About the BDI Methodology

Developed by the Behavioural Dynamics Institute (BDI) over a twenty-year period, the BDI Methodology offers a unique solution to deep-rooted group behaviour problems. It draws together precise research, focused on groups, to produce actionable recommendations rooted in an understanding of group behaviour.

Why it works

The Behavioural Dynamics Institute’s Methodology is based on a thorough understanding of what drives group behaviours. Its development follows years of research into difficult, taboo and little understood aspects of human culture.
This research has enabled the development of a number of incisive tools and techniques that can bring about specific and measurable behaviour change.

What it involves

A combination of precise audience research, modelling and analysis is used over a period of time in order to create specific, actionable recommendations for behavioural change.
These usually consist of:

a) a communication campaign to impact perceptions and behaviours.
b) a number of recommended ‘policy’ changes to existing incentive structures.

What makes it different

The BDi Methodology differs from polling, marketing and commercial science research in four key ways.

1. A focus on behaviour
The BDi Methodology analyses what people actually do. Most social science research focuses solely on attitudes and assumes that these will lead to corresponding action. Yet, many people who claim (for example) to hate western citizens can still be friendly and cooperative with them in person. Only where hostile behaviours occur is there cause for appropriate action.
Concentrating on behaviour unearths a different range of solutions. What’s more, behaviours (unlike attitudes) provide a robust measure of the effectiveness of a campaign.

2. An audience-centred approach
The BDi Methodology seeks to understand the behaviour of a group from their perspective. This involves considering the internal logic of their culture.
Commercial social science often uses a comparative framework that examines groups and cultures from its own external frame of reference. While this comparison has its uses, it rarely delivers information that can support actionable recommendations on behaviour change.
By establishing the motivations, values, attitudes and beliefs of target groups, it is possible to gain the necessary insights to support the design of an effective influence strategy.

3. Focusing on the group
The BDi Methodology looks upon people as independent but interrelated parts of a social unit, organised by patterns of relationships. This unit often has a stronger influence on behaviour than individual attitudes and preferences. That’s why it is important to seek out the characteristics and traits of the group by examining a combination of relevant social norms, comparative preferences and behavioural intentions.
Most quantitative research is based on aggregates of individual scores, even though these can often prove misleading in the broader social context.

4. The use of phased research
‘One time’ studies of group behavioural problems have limited value. Often the most important issues need time to fully ‘play out’. The BDi Methodology takes this into account by dealing with cyclical rather than linear cause and effect.

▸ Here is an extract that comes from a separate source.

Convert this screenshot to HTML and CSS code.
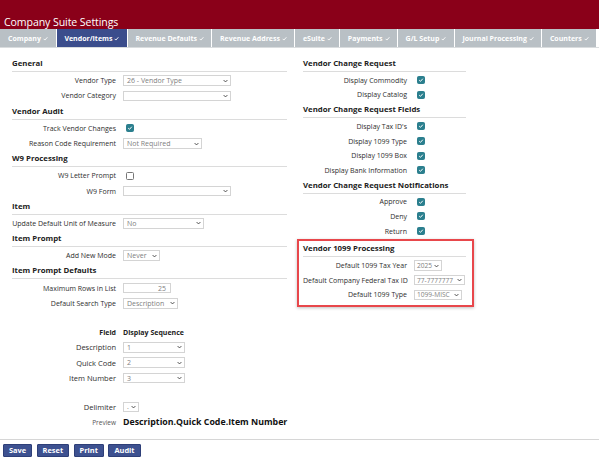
FILE: index.html
```html
<!DOCTYPE html>
<html lang="en">
<head>
<meta charset="utf-8">
<title>Company Suite Settings</title>
<link rel="stylesheet" href="styles.css">
</head>
<body>
<header class="topbar"><h1 class="title">Company Suite Settings</h1></header>
<nav class="tabs">
  <a class="tab">Company <svg class="tick" viewBox="0 0 8 8"><path d="M1 4.5 3 6.5 7 2"/></svg></a>
  <a class="tab active">Vendor/Items <svg class="tick" viewBox="0 0 8 8"><path d="M1 4.5 3 6.5 7 2"/></svg></a>
  <a class="tab">Revenue Defaults <svg class="tick" viewBox="0 0 8 8"><path d="M1 4.5 3 6.5 7 2"/></svg></a>
  <a class="tab">Revenue Address <svg class="tick" viewBox="0 0 8 8"><path d="M1 4.5 3 6.5 7 2"/></svg></a>
  <a class="tab">eSuite <svg class="tick" viewBox="0 0 8 8"><path d="M1 4.5 3 6.5 7 2"/></svg></a>
  <a class="tab">Payments <svg class="tick" viewBox="0 0 8 8"><path d="M1 4.5 3 6.5 7 2"/></svg></a>
  <a class="tab">G/L Setup <svg class="tick" viewBox="0 0 8 8"><path d="M1 4.5 3 6.5 7 2"/></svg></a>
  <a class="tab">Journal Processing <svg class="tick" viewBox="0 0 8 8"><path d="M1 4.5 3 6.5 7 2"/></svg></a>
  <a class="tab">Counters <svg class="tick" viewBox="0 0 8 8"><path d="M1 4.5 3 6.5 7 2"/></svg></a>
</nav>
<main class="content">
  <div class="col col-left">
    <section class="sec">
      <h2 class="sec-h">General</h2>
      <div class="row"><span class="lbl">Vendor Type</span><span class="sel w-231"><span class="val">26 - Vendor Type</span><svg class="chev" viewBox="0 0 8 6"><path d="M1 1.5 4 4.5 7 1.5"/></svg></span></div>
      <div class="row"><span class="lbl">Vendor Category</span><span class="sel w-231"><span class="val"></span><svg class="chev" viewBox="0 0 8 6"><path d="M1 1.5 4 4.5 7 1.5"/></svg></span></div>
    </section>
    <section class="sec">
      <h2 class="sec-h">Vendor Audit</h2>
      <div class="row"><span class="lbl">Track Vendor Changes</span><span class="cb on"><svg viewBox="0 0 8 8"><path d="M1.6 4.2 3.3 5.8 6.4 2.3"/></svg></span></div>
      <div class="row"><span class="lbl">Reason Code Requirement</span><span class="sel w-201"><span class="val">Not Required</span><svg class="chev" viewBox="0 0 8 6"><path d="M1 1.5 4 4.5 7 1.5"/></svg></span></div>
    </section>
    <section class="sec">
      <h2 class="sec-h">W9 Processing</h2>
      <div class="row"><span class="lbl">W9 Letter Prompt</span><span class="cb"></span></div>
      <div class="row"><span class="lbl">W9 Form</span><span class="sel w-231"><span class="val"></span><svg class="chev" viewBox="0 0 8 6"><path d="M1 1.5 4 4.5 7 1.5"/></svg></span></div>
    </section>
    <section class="sec">
      <h2 class="sec-h">Item</h2>
      <div class="row"><span class="lbl">Update Default Unit of Measure</span><span class="sel w-204"><span class="val">No</span><svg class="chev" viewBox="0 0 8 6"><path d="M1 1.5 4 4.5 7 1.5"/></svg></span></div>
    </section>
    <section class="sec">
      <h2 class="sec-h">Item Prompt</h2>
      <div class="row"><span class="lbl">Add New Mode</span><span class="sel w-160"><span class="val">Never</span><svg class="chev" viewBox="0 0 8 6"><path d="M1 1.5 4 4.5 7 1.5"/></svg></span></div>
    </section>
    <section class="sec">
      <h2 class="sec-h">Item Prompt Defaults</h2>
      <div class="row"><span class="lbl">Maximum Rows in List</span><span class="inp w-171">25</span></div>
      <div class="row"><span class="lbl">Default Search Type</span><span class="sel w-178"><span class="val">Description</span><svg class="chev" viewBox="0 0 8 6"><path d="M1 1.5 4 4.5 7 1.5"/></svg></span></div>
      <div class="spacer"></div>
      <div class="row row-head"><span class="lbl strong">Field</span><span class="colhead">Display Sequence</span></div>
      <div class="row"><span class="lbl lbl-lg">Description</span><span class="sel w-184"><span class="val">1</span><svg class="chev" viewBox="0 0 8 6"><path d="M1 1.5 4 4.5 7 1.5"/></svg></span></div>
      <div class="row"><span class="lbl lbl-lg">Quick Code</span><span class="sel w-184"><span class="val">2</span><svg class="chev" viewBox="0 0 8 6"><path d="M1 1.5 4 4.5 7 1.5"/></svg></span></div>
      <div class="row"><span class="lbl lbl-lg">Item Number</span><span class="sel w-184"><span class="val">3</span><svg class="chev" viewBox="0 0 8 6"><path d="M1 1.5 4 4.5 7 1.5"/></svg></span></div>
      <div class="spacer"></div>
      <div class="row"><span class="lbl lbl-lg">Delimiter</span><span class="sel w-138"><span class="val">.</span><svg class="chev" viewBox="0 0 8 6"><path d="M1 1.5 4 4.5 7 1.5"/></svg></span></div>
      <div class="row"><span class="lbl lbl-sm">Preview</span><span class="preview">Description.Quick Code.Item Number</span></div>
    </section>
  </div>
  <div class="col col-right">
    <section class="sec">
      <h2 class="sec-h">Vendor Change Request</h2>
      <div class="row rrow"><span class="lbl">Display Commodity</span><span class="cb on"><svg viewBox="0 0 8 8"><path d="M1.6 4.2 3.3 5.8 6.4 2.3"/></svg></span></div>
      <div class="row rrow"><span class="lbl">Display Catalog</span><span class="cb on"><svg viewBox="0 0 8 8"><path d="M1.6 4.2 3.3 5.8 6.4 2.3"/></svg></span></div>
    </section>
    <section class="sec">
      <h2 class="sec-h">Vendor Change Request Fields</h2>
      <div class="row rrow"><span class="lbl">Display Tax ID's</span><span class="cb on"><svg viewBox="0 0 8 8"><path d="M1.6 4.2 3.3 5.8 6.4 2.3"/></svg></span></div>
      <div class="row rrow"><span class="lbl">Display 1099 Type</span><span class="cb on"><svg viewBox="0 0 8 8"><path d="M1.6 4.2 3.3 5.8 6.4 2.3"/></svg></span></div>
      <div class="row rrow"><span class="lbl">Display 1099 Box</span><span class="cb on"><svg viewBox="0 0 8 8"><path d="M1.6 4.2 3.3 5.8 6.4 2.3"/></svg></span></div>
      <div class="row rrow"><span class="lbl">Display Bank Information</span><span class="cb on"><svg viewBox="0 0 8 8"><path d="M1.6 4.2 3.3 5.8 6.4 2.3"/></svg></span></div>
    </section>
    <section class="sec">
      <h2 class="sec-h">Vendor Change Request Notifications</h2>
      <div class="row rrow"><span class="lbl">Approve</span><span class="cb on"><svg viewBox="0 0 8 8"><path d="M1.6 4.2 3.3 5.8 6.4 2.3"/></svg></span></div>
      <div class="row rrow"><span class="lbl">Deny</span><span class="cb on"><svg viewBox="0 0 8 8"><path d="M1.6 4.2 3.3 5.8 6.4 2.3"/></svg></span></div>
      <div class="row rrow"><span class="lbl">Return</span><span class="cb on"><svg viewBox="0 0 8 8"><path d="M1.6 4.2 3.3 5.8 6.4 2.3"/></svg></span></div>
    </section>
    <section class="sec sec-flag">
      <h2 class="sec-h">Vendor 1099 Processing</h2>
      <div class="row rrow"><span class="lbl">Default 1099 Tax Year</span><span class="sel w-r28"><span class="val">2025</span><svg class="chev" viewBox="0 0 8 6"><path d="M1 1.5 4 4.5 7 1.5"/></svg></span></div>
      <div class="row rrow"><span class="lbl">Default Company Federal Tax ID</span><span class="sel w-r51"><span class="val">77-7777777</span><svg class="chev" viewBox="0 0 8 6"><path d="M1 1.5 4 4.5 7 1.5"/></svg></span></div>
      <div class="row rrow"><span class="lbl">Default 1099 Type</span><span class="sel w-r48"><span class="val">1099-MISC</span><svg class="chev" viewBox="0 0 8 6"><path d="M1 1.5 4 4.5 7 1.5"/></svg></span></div>
    </section>
  </div>
</main>
<footer class="actions">
  <button class="btn">Save</button>
  <button class="btn">Reset</button>
  <button class="btn">Print</button>
  <button class="btn">Audit</button>
</footer>
</body>
</html>
```
FILE: styles.css
```css
* { box-sizing: border-box; }
html, body { margin: 0; padding: 0; }
body {
  width: 599px;
  height: 459px;
  overflow: hidden;
  background: #fff;
  font-family: "Open Sans", "Noto Sans", sans-serif;
  color: #333;
}
.topbar {
  height: 29px;
  background: #8a0019;
  display: flex;
  align-items: flex-end;
  padding: 0 0 0 4px;
}
.title {
  margin: 0;
  font-size: 10.6px;
  font-weight: 400;
  color: #fff;
  line-height: 14px;
  letter-spacing: -0.1px;
}
.tabs {
  display: flex;
  height: 19px;
  border-bottom: 1px solid #d9dcde;
}
.tab {
  display: flex;
  align-items: center;
  justify-content: center;
  background: #b9c0c5;
  color: #fff;
  font-size: 7px;
  font-weight: 700;
  padding: 0 7.5px;
  border-right: 1.5px solid #fff;
  white-space: nowrap;
  gap: 2px;
}
.tab:first-child { padding-left: 8px; padding-right: 8px; }
.tab.active { background: #3b4d8c; }
.tick { width: 5px; height: 5px; fill: none; stroke: #fff; stroke-width: 1.4; }

.content {
  display: flex;
  gap: 16px;
  padding: 8px 0 0 12px;
}
.col-left { width: 275px; }
.col-right { width: 163px; }

.sec-h {
  margin: 0 0 1px;
  height: 16px;
  border-bottom: 1px solid #dcdcdc;
  font-size: 7.8px;
  font-weight: 700;
  color: #222;
  line-height: 15px;
}
.row {
  display: flex;
  align-items: center;
  height: 15.3px;
  font-size: 7px;
}
.rrow { height: 14.6px; }
.lbl {
  width: 104px;
  flex: none;
  text-align: right;
  margin-right: 7px;
  color: #2e2e2e;
  white-space: nowrap;
}
.lbl-lg { font-size: 7.5px; }
.lbl-sm { font-size: 6.5px; color: #555; }
.strong { font-weight: 700; color: #222; }
.colhead { font-weight: 700; color: #222; }

.sel, .inp {
  display: flex;
  align-items: center;
  height: 10.5px;
  border: 1px solid #d4d4d4;
  background: #fff;
  color: #808080;
  font-size: 7px;
  padding: 0 2px 0 3px;
}
.sel .val { flex: 1; min-width: 0; white-space: nowrap; overflow: visible; }
.chev { width: 5px; height: 4px; fill: none; stroke: #444; stroke-width: 1.5; flex: none; }
.inp { justify-content: flex-end; padding-right: 4px; }
.w-231 { width: 108px; }
.w-201 { width: 79px; }
.w-204 { width: 81px; }
.w-160 { width: 37px; }
.w-171 { width: 48px; }
.w-178 { width: 55px; }
.w-184 { width: 62px; }
.w-138 { width: 16px; }
.w-r28 { width: 28px; }
.w-r51 { width: 51px; }
.w-r48 { width: 48px; }
.w-r28, .w-r51, .w-r48 { font-size: 6.6px; padding-left: 2px; }

.cb {
  width: 8px;
  height: 8px;
  margin-left: 3px;
  border: 1px solid #777;
  border-radius: 1.5px;
  background: #fff;
  display: flex;
}
.cb.on { background: #2b7f8e; border-color: #2b7f8e; }
.cb svg { width: 100%; height: 100%; fill: none; stroke: #fff; stroke-width: 1.3; }

.spacer { height: 13.5px; }
.preview { font-size: 8.8px; font-weight: 700; color: #111; white-space: nowrap; }

.sec-flag {
  margin: 1px 0 0 -6px;
  width: 177px;
  padding: 0 6px 3px 4px;
  border: 2px solid #e8474b;
  box-shadow: 0 1px 3px rgba(0,0,0,0.25);
}

.actions {
  margin-top: 9px;
  border-top: 1px solid #d6d6d6;
  padding: 4px 0 0 3px;
  display: flex;
  gap: 4.5px;
}
.btn {
  font-family: inherit;
  height: 13px;
  padding: 0 5px;
  border: 1px solid #2e3f78;
  background: #3d5190;
  color: #fff;
  font-size: 7.4px;
  font-weight: 700;
  line-height: 11px;
  border-radius: 1px;
}
```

The methodology has four phases:

Strategic campaign planning     
It starts with a thorough specification of the project to identify the behaviours that need to change. Groups expressing those behaviours will then be analysed according to designated areas of interest, such as motivations, affiliations and the autonomy of individuals. The goal is to identify a campaign target group.

Target audience analysis
Once they have been identified we then construct a complex profile of the target audience. This forms the basis of the intervention strategy.

Behavioural change and intervention strategy
The intervention strategy is then developed, based on what has been learnt about the audience and the problem. A number of potential routes are investigated using the research data from phases 1 and 2. The influence campaign is subsequently designed and rolled out.

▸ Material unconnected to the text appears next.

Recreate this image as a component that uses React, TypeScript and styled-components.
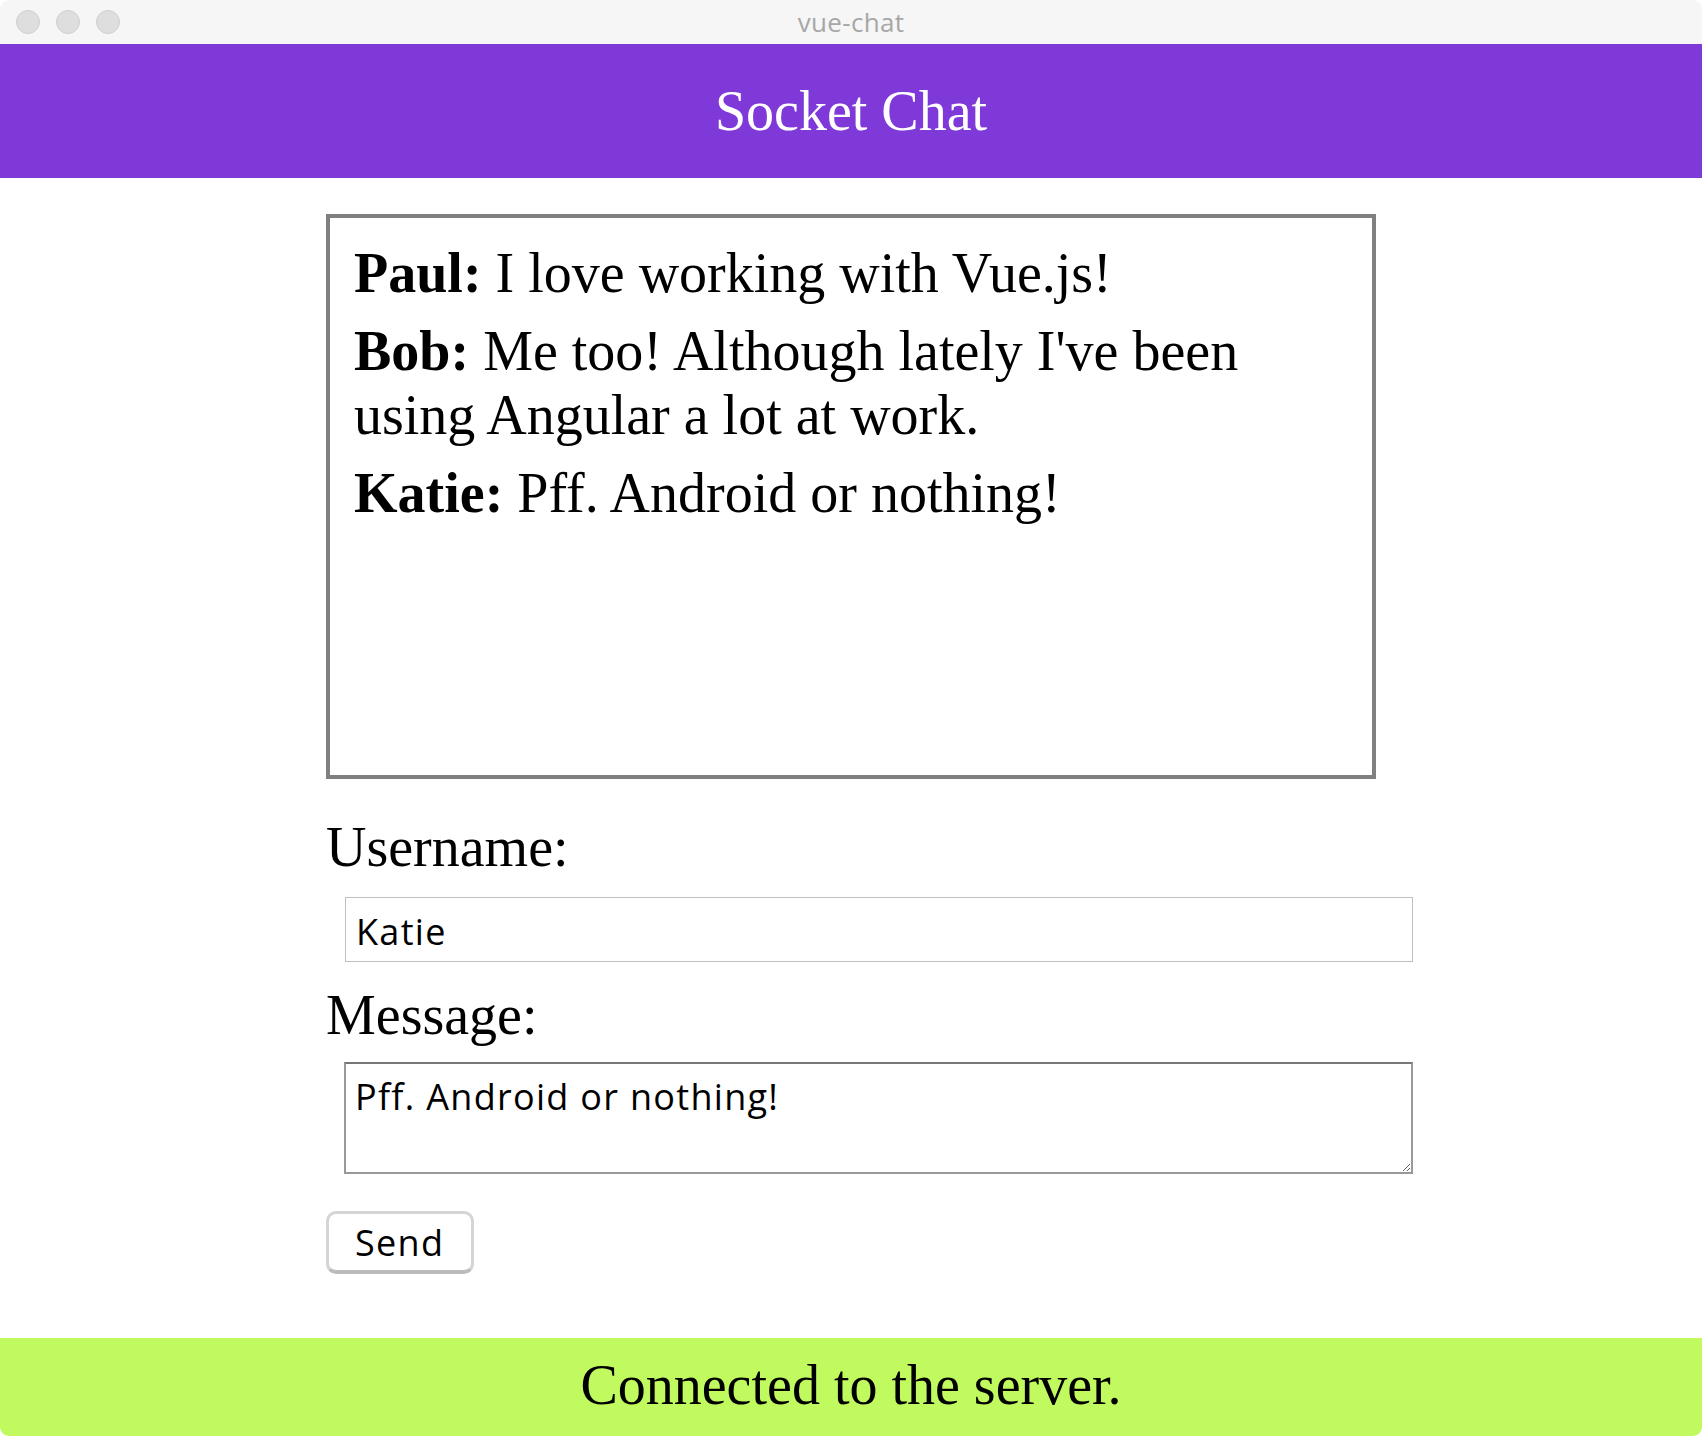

Audience-Based Measures of Effectiveness (AB-MOE)
Vital to any behaviour change campaign is the measurement of its effectiveness. However, communication and influence campaigns usually lack pre-defined units of measurement, so a yardstick must be provided to define what success ‘looks like’. AB-MOE is an evaluation hierarchy built on three levels of indicator data:

  • Defined objectives.
  • Indicators identified and measured.
  • Evaluation of changes post intervention.

By tying measurement indicators to objectives, campaigns can be evaluated in terms of benefit gained relative to the financial investment.

In summary
Most research companies specialise in either quantitative or qualitative research. The BDI is unique in using a phased, mixed methods approach whereby qualitative research generates potential strategies and quantitative research enables them to be tested.
In this way the BDi Methodology achieves the depth of understanding required to develop campaigns that can significantly and measurably impact group behaviour.